Mit einem durch Akquisitionen gestärkten Handy-Geschäft würde Spoerr seine Verhandlungsposition gegenüber den Netzbetreibern verbessern. Und das braucht er, wenn er sein Geschäft weiter entwickeln will. Der Schwabe will künftig unter eigener Marke auftreten und nicht mehr nur als Zwischenhändler von Handy-Verträgen. Der Freenet-Chef verspricht sich davon einen größeren Anteil am Umsatzkuchen. "Mit T-Mobile und E-Plus laufen bereits entsprechende Verhandlungen", heißt es in Unternehmenskreisen. Spoerr bekannte kürzlich auf einer Branchentagung: "Die Service-Provider müssen ihr Geschäft weiterentwickeln."

Gleichzeitig musste er einräumen, dass das DSL-Geschäft sich ausgereizt hat. Ein Netz sei "zwingend erforderlich". Bislang verfügt Freenet nur über ein kleines Netzwerk und muss daher auf die Infrastruktur der Deutschen Telekom und QSC zurückgreifen. Der Aufbau eines eigenen Netzes erfordert hohe Investitionen. Also Geld, das Freenet nach der geplanten Sonderdividende nicht mehr in der Kasse hat.

Im Umfeld von Freenet wird nun spekuliert, dass die Gesellschaft ihr DSL-Geschäft verkaufen und sich ausschließlich auf den Mobilfunkbereich fokussieren könnte. Der mögliche Erlös läge bei rund einer Milliarde Euro, schätzt ein Experte. Sinn macht dieser Schritt auf den ersten Blick nicht, denn Freenet ist an der Börse derzeit mit 2,4 Milliarden Euro mehr Wert als in Einzelteile zerlegt. "Die Zerschlagungsfantasien von Großaktionär Homm könnten sich also als Milchmädchenrechnung herausstellen", sagt ein Manager aus dem Umfeld von Freenet.
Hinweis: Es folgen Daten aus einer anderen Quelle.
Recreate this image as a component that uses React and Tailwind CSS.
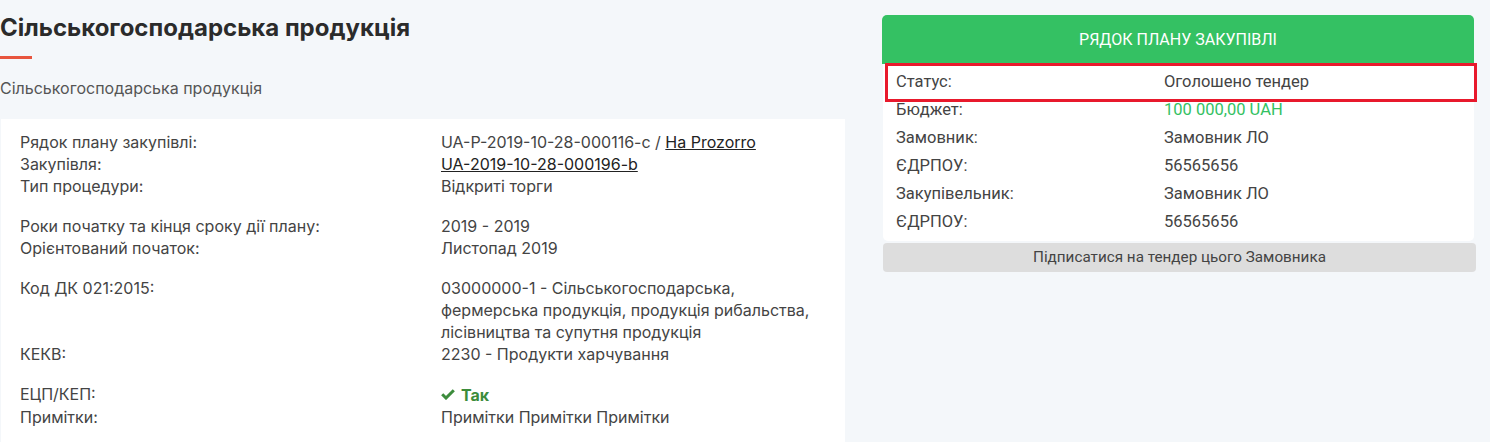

Der Aktienkurs von Freenet würde voraussichtlich deutlich an Wert verlieren, heißt es. Dies würde auch Spoerr auf seinem Konto spüren, dessen Gehalt hängt nämlich an der Kursentwicklung. Nach dem Anstieg der Freenet-Aktie war dies im vergangenen Jahr mit 3,8 Millionen Euro besonders üppig. Damit verdiente er so viel wie die Telekom-Vorstände René Obermann und Karl-Gerhard Eick zusammen. (Computerwoche/haf)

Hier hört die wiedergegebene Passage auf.